First it takes some of its meaning from life. If you observe the world, you discover the meanings that inhere in real things. So a still life of food has the meanings that food has -- nurture, pleasure, providence, sensuality (it depends upon the character of the image, does it not, what kind of feeling-tone will affix itself to the image). The second place where meaning enters is in the visual character of the thing, whether it is light or dark, richly colored or muted, crisply delineated or adumbrated, large or small, busy or simple, and so on. All the myriad qualities that can characterize something each bring forth different sensibilities. And the third place where meaning enters is from the spectator's personal associations with the image, the ways that it connects to an individual life -- perhaps quite arbitrarily -- whether it is the artist's life or somebody else's.

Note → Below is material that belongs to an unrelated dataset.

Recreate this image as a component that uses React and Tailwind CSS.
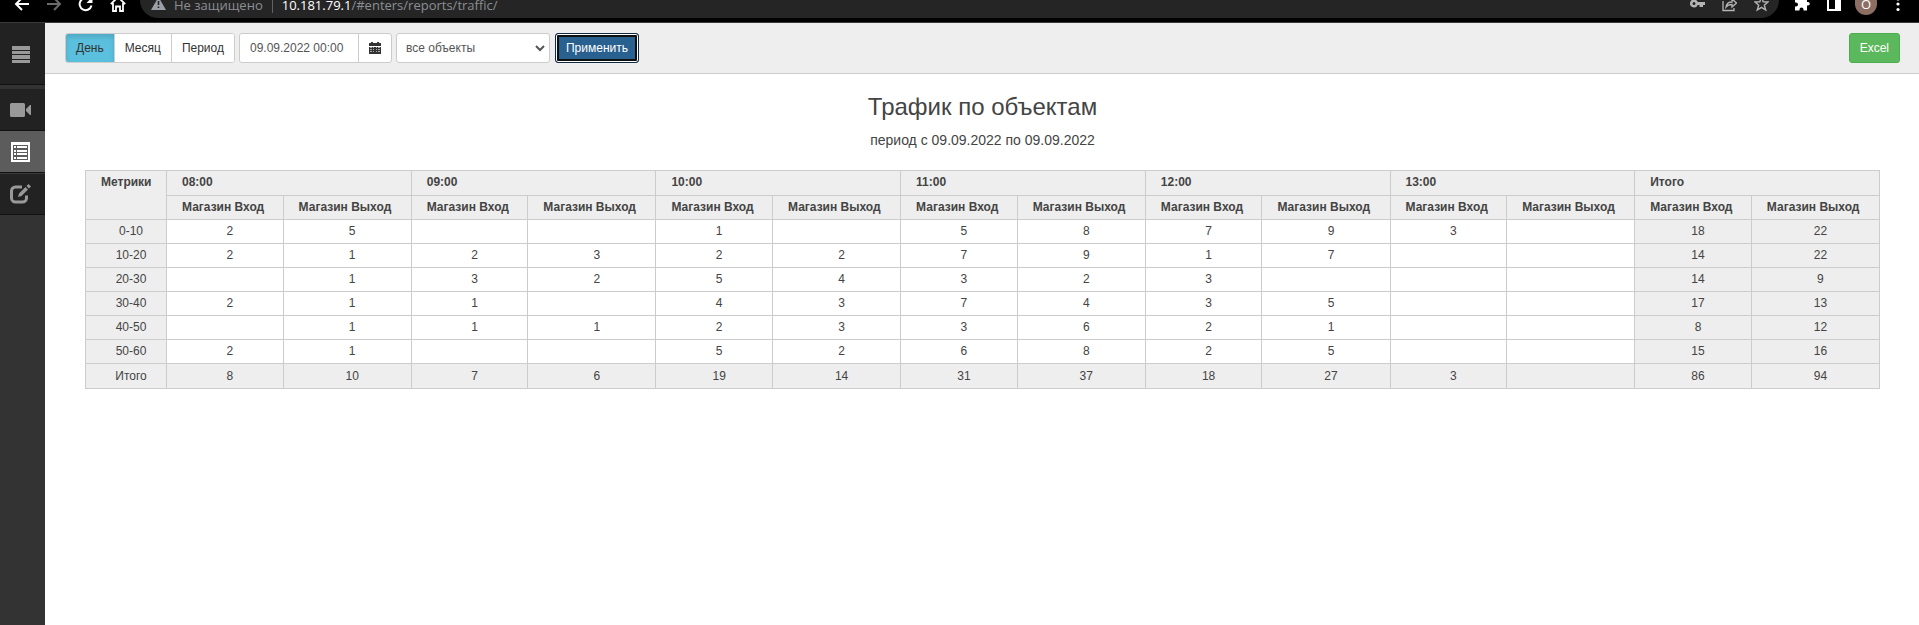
import { useState } from 'react';

const HOURS = ['08:00', '09:00', '10:00', '11:00', '12:00', '13:00', 'Итого'];

const ROWS = [
  ['0-10', 2, 5, '', '', 1, '', 5, 8, 7, 9, 3, '', 18, 22],
  ['10-20', 2, 1, 2, 3, 2, 2, 7, 9, 1, 7, '', '', 14, 22],
  ['20-30', '', 1, 3, 2, 5, 4, 3, 2, 3, '', '', '', 14, 9],
  ['30-40', 2, 1, 1, '', 4, 3, 7, 4, 3, 5, '', '', 17, 13],
  ['40-50', '', 1, 1, 1, 2, 3, 3, 6, 2, 1, '', '', 8, 12],
  ['50-60', 2, 1, '', '', 5, 2, 6, 8, 2, 5, '', '', 15, 16],
];

const TOTALS = ['Итого', 8, 10, 7, 6, 19, 14, 31, 37, 18, 27, 3, '', 86, 94];

function BrowserBar() {
  return (
    <header className="flex h-[23px] items-start border-b border-[#3a3a3a] bg-black">
      <nav className="flex w-[140px] shrink-0 text-white">
        <button aria-label="Назад" className="ml-[14px]">
          <svg width="16" height="12" viewBox="0 0 16 12" fill="none" stroke="currentColor" strokeWidth="2">
            <path d="M15 4H2.5M8 -2L2 4L8 10" />
          </svg>
        </button>
        <button aria-label="Вперёд" className="ml-[16px] text-[#6b6b6b]">
          <svg width="16" height="12" viewBox="0 0 16 12" fill="none" stroke="currentColor" strokeWidth="2">
            <path d="M1 4H13.5M8 -2L14 4L8 10" />
          </svg>
        </button>
        <button aria-label="Обновить" className="ml-[16px]">
          <svg width="16" height="12" viewBox="0 0 16 12" fill="none" stroke="currentColor" strokeWidth="2">
            <path d="M13.5 5.5A6 6 0 1 1 12 0" />
            <path d="M14.500 -3V3H8.500Z" fill="currentColor" stroke="none" />
          </svg>
        </button>
        <button aria-label="Домой" className="ml-[16px]">
          <svg width="16" height="12" viewBox="0 0 16 12" fill="none" stroke="currentColor" strokeWidth="1.8">
            <path d="M0.800 4.200L8 -3L15.200 4.200M3 3V11H6V6.500H10V11H13V3" />
          </svg>
        </button>
      </nav>
      <div className="flex h-[18px] min-w-0 grow items-start rounded-b-[18px] bg-[#252525] pr-[10px] pl-[11px]">
        <svg width="15" height="12" viewBox="0 0 15 12" className="shrink-0">
          <path d="M7.500 -3L15 10H0Z" fill="#9aa0a6" />
          <path d="M6.700 1h1.600v4H6.700zM6.700 6.500h1.600V8H6.700z" fill="#252525" />
        </svg>
        <p className="ml-2 flex h-[18px] grow items-center pb-[9px] font-['Open_Sans','Noto_Sans',sans-serif] text-[13px] leading-[18px] whitespace-nowrap text-[#8b8f93]">
          <span>Не защищено</span>
          <span className="mx-[9px] h-4 w-px bg-[#5f6368]" />
          <span className="text-white">10.181.79.1</span>
          <span>/#enters/reports/traffic/</span>
        </p>
        <div className="flex gap-[17px] text-[#b4b4b4]">
          <svg width="15" height="12" viewBox="0 0 15 12" fill="currentColor">
            <path fillRule="evenodd" d="M4 -.5A4 4 0 1 0 7.700 5H9.500V7H13V5H15V2H7.700A4 4 0 0 0 4 -.5ZM4 2a1.500 1.500 0 1 1 0 3a1.500 1.500 0 0 1 0-3Z" />
          </svg>
          <svg width="15" height="12" viewBox="0 0 15 12" fill="none" stroke="currentColor" strokeWidth="1.3">
            <path d="M1 1V10.500H12V8M4 7C4.500 3 7 2 10 2V-1L14.500 3L10 7V4.500C7.500 4.500 5.500 5 4 7Z" />
          </svg>
          <svg width="15" height="12" viewBox="0 0 15 12" fill="none" stroke="currentColor" strokeWidth="1.4">
            <path d="M7.500 -3L9.200 1.800L14 2L10.300 5.200L11.700 10L7.500 7.300L3.300 10L4.700 5.200L1 2L5.800 1.800Z" />
          </svg>
        </div>
      </div>
      <div className="flex w-[140px] shrink-0 items-start text-white">
        <svg width="15" height="12" viewBox="0 0 15 12" fill="currentColor" className="ml-[16px]">
          <path d="M0 -3H12V2H13A1.800 1.800 0 0 1 13 5.600H12V10.500H8.500V9.500A2 2 0 0 0 4.500 9.500V10.500H0V6.500H1A1.900 1.900 0 0 0 1 2.500H0Z" />
        </svg>
        <svg width="14" height="12" viewBox="0 0 14 12" className="ml-[17px]">
          <path d="M1 -2V10H13V-2" fill="none" stroke="currentColor" strokeWidth="2" />
          <path d="M8 0H14V11H8Z" fill="currentColor" />
        </svg>
        <span className="ml-[14px] flex h-[15px] w-[22px] items-start justify-center rounded-b-full bg-[#8d6e63] font-['Open_Sans',sans-serif] text-[13px] leading-[9px]">
          O
        </span>
        <svg width="4" height="12" viewBox="0 0 4 12" fill="currentColor" className="ml-[19px]">
          <circle cx="2" cy="-1" r="1.600" />
          <circle cx="2" cy="4" r="1.600" />
          <circle cx="2" cy="9.500" r="1.600" />
        </svg>
      </div>
    </header>
  );
}

function Sidebar() {
  return (
    <nav className="w-[45px] shrink-0 bg-[#333] text-[#999]">
      <a href="#menu" aria-label="Меню" className="flex h-[62px] items-center justify-center border-b border-[#111] bg-[#222] pt-[2px]">
        <svg width="20" height="18" viewBox="0 0 20 18" fill="currentColor" className="-ml-[3px]">
          <path d="M1 0H19V4H1ZM1 5H19V8H1ZM1 9H19V13H1ZM1 14H19V17H1Z" />
        </svg>
      </a>
      <a href="#video" aria-label="Видео" className="mt-[4px] flex h-[42px] items-center justify-center border-b border-[#111] bg-[#222]">
        <svg width="22" height="14" viewBox="0 0 22 14" fill="currentColor" className="-ml-[3px]">
          <path d="M1.500 0H13.500A1.500 1.500 0 0 1 15 1.500V12.500A1.500 1.500 0 0 1 13.500 14H1.500A1.500 1.500 0 0 1 0 12.500V1.500A1.500 1.500 0 0 1 1.500 0ZM16 6L20 2H21V12H20L16 8Z" />
        </svg>
      </a>
      <a href="#reports" aria-label="Отчёты" className="flex h-[42px] items-center justify-center border-b border-[#111] bg-[#5c5c5c] text-white">
        <svg width="20" height="20" viewBox="0 0 20 20" className="-ml-[3px]">
          <path d="M0 0H19V20H0Z" fill="currentColor" />
          <path d="M2 3H17V18H2Z" fill="#5c5c5c" />
          <path d="M3 4H5V6H3ZM6 4H16V6H6ZM3 8H5V10H3ZM6 8H16V10H6ZM3 11H5V13H3ZM6 11H16V13H6ZM3 15H5V17H3ZM6 15H16V17H6Z" fill="currentColor" />
        </svg>
      </a>
      <a href="#edit" aria-label="Редактировать" className="flex h-[42px] items-center justify-center border-y border-t-[#3a3a3a] border-b-[#111] bg-[#222]">
        <svg width="22" height="20" viewBox="0 0 22 20" className="-ml-[3px]">
          <path d="M12 3H5.500A4 4 0 0 0 1.500 7V14A4 4 0 0 0 5.500 18H12.500A4 4 0 0 0 16.500 14V11.500" fill="none" stroke="currentColor" strokeWidth="3" />
          <path d="M8 13L9 9.500L15.500 3L18 5.500L11.500 12ZM16.500 2L18.500 0L21 2.500L19 4.500Z" fill="currentColor" />
        </svg>
      </a>
    </nav>
  );
}

function Toolbar() {
  const [mode, setMode] = useState('День');
  const modes = ['День', 'Месяц', 'Период'];
  return (
    <form
      className="flex items-start border-b border-[#ccc] bg-[#eee] py-[10px] pr-[19px] pl-5 text-[12px] leading-[18px]"
      onSubmit={(e) => e.preventDefault()}
    >
      <div className="flex h-[30px] overflow-hidden rounded-[3px] border border-[#ccc] bg-white">
        {modes.map((m) => (
          <button
            key={m}
            type="button"
            onClick={() => setMode(m)}
            className={
              m === mode
                ? 'bg-[#5bc0de] px-[10px] text-[#333] shadow-[inset_0_3px_5px_rgba(0,0,0,0.125)]'
                : 'border-l border-[#ccc] bg-white px-[10px] text-[#333]'
            }
          >
            {m}
          </button>
        ))}
      </div>
      <div className="ml-1 flex h-[30px] rounded-[3px] border border-[#ccc] bg-white">
        <input
          aria-label="Дата"
          defaultValue="09.09.2022 00:00"
          className="w-[118px] rounded-l-[3px] bg-white px-[10px] text-[#555] outline-none"
        />
        <button type="button" aria-label="Календарь" className="flex items-center border-l border-[#ccc] px-[10px] text-[#333]">
          <svg width="12" height="12" viewBox="0 0 12 12" shapeRendering="crispEdges">
            <path
              d="M2 0H4V1H8V0H10V1H12V4H0V1H2ZM0 5H12V12H0Z"
              fill="currentColor"
            />
            <path
              d="M1 5H3V6H1ZM4 5H5V6H4ZM7 5H8V6H7ZM9 5H11V6H9ZM1 7H3V8H1ZM4 7H5V8H4ZM7 7H8V8H7ZM9 7H11V8H9ZM1 9H3V10H1ZM4 9H5V10H4ZM7 9H8V10H7ZM9 9H11V10H9Z"
              fill="#aaa"
            />
          </svg>
        </button>
      </div>
      <div className="ml-1 grid">
        <select
          aria-label="Объекты"
          className="col-start-1 row-start-1 h-[30px] w-[154px] appearance-none rounded-[3px] border border-[#ccc] bg-white px-[9px] text-[#555]"
        >
          <option>все объекты</option>
        </select>
        <svg
          width="10"
          height="7"
          viewBox="0 0 10 7"
          fill="none"
          stroke="#555"
          strokeWidth="2"
          className="pointer-events-none col-start-1 row-start-1 mr-[5px] self-center justify-self-end"
        >
          <path d="M1 1L5 5L9 1" />
        </svg>
      </div>
      <button className="ml-[5px] h-[30px] rounded-[3px] border border-[#122b40] bg-[#286090] px-[10px] text-white shadow-[inset_0_0_0_1px_#fff,inset_0_0_0_3px_#101010]">
        Применить
      </button>
      <button type="button" className="ml-auto h-[30px] rounded-[3px] border border-[#4cae4c] bg-[#5cb85c] px-[10px] text-white">
        Excel
      </button>
    </form>
  );
}

function Report() {
  const cell = 'border border-[#ccc] pl-[10px] text-center';
  return (
    <section className="pt-5 pr-[39px] pl-10">
      <h1 className="text-center text-[24px] leading-[26px]">Трафик по объектам</h1>
      <p className="mt-[10px] text-center text-[14px] leading-5">период с 09.09.2022 по 09.09.2022</p>
      <table className="mt-5 w-full table-fixed border-collapse text-[12px] leading-[17px]">
        <colgroup>
          <col className="w-[81px]" />
          {HOURS.flatMap((h) => [<col key={h + 'in'} className="w-[6.5%]" />, <col key={h + 'out'} />])}
        </colgroup>
        <thead className="bg-[#eee]">
          <tr className="h-[25px] text-left align-top">
            <th rowSpan={2} className="border border-[#ccc] pt-[3px] pl-[15px]">Метрики</th>
            {HOURS.map((h) => (
              <th key={h} colSpan={2} className="border border-[#ccc] px-[15px] pt-[3px]">{h}</th>
            ))}
          </tr>
          <tr className="h-6 text-left">
            {HOURS.flatMap((h) => [
              <th key={h + 'in'} className="border border-[#ccc] pl-[15px] whitespace-nowrap">Магазин Вход</th>,
              <th key={h + 'out'} className="border border-[#ccc] pl-[15px] whitespace-nowrap">Магазин Выход</th>,
            ])}
          </tr>
        </thead>
        <tbody>
          {ROWS.map((row) => (
            <tr key={row[0]} className="h-6">
              {row.map((v, i) => (
                <td key={i} className={i === 0 || i > 12 ? `${cell} bg-[#eee]` : cell}>
                  {v}
                </td>
              ))}
            </tr>
          ))}
        </tbody>
        <tfoot className="bg-[#eee]">
          <tr className="h-[25px]">
            {TOTALS.map((v, i) => (
              <td key={i} className={cell}>{v}</td>
            ))}
          </tr>
        </tfoot>
      </table>
    </section>
  );
}

export default function App() {
  return (
    <div className="flex min-h-screen flex-col bg-white font-['Liberation_Sans',Arial,sans-serif] text-[#444]">
      <BrowserBar />
      <div className="flex grow">
        <Sidebar />
        <main className="min-w-0 grow">
          <Toolbar />
          <Report />
        </main>
      </div>
    </div>
  );
}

Art that does connect in this way really begins to have a life of its own. If in addition to all these things, the image is crafted with mastery -- well, maybe it becomes a great work of art.

We're recently experiencing a crisis in the real estate industry that has begun to spill over into related businesses. It's causing some uncertainly in the markets. I suppose that means that real art is a particularly good investment now. Of course, great art is always a good investment. People have trouble trying to sort out what "great art" is. (Hint: it's not the stuff you see in the trendy museums, the stuff you stand in front of, scratching your head wondering what it is).

If an image draws you in, if it is somehow incredibly beautiful, if it has meaning that deepens the more you think about it, if it is skillful and not ordinary, and yet can speak to ordinary life -- the chances are quite good that it's "the real deal," real art, maybe great art.

I'm certainly trying to make my pictures ones that collectors will profit by owning. When my work appreciates in value, it will benefit the collector and me together. But the first profit I wish to see from it is an increase in its meaningfulness.

Art ought to really matter. Real art does really matter. And that's what makes it real.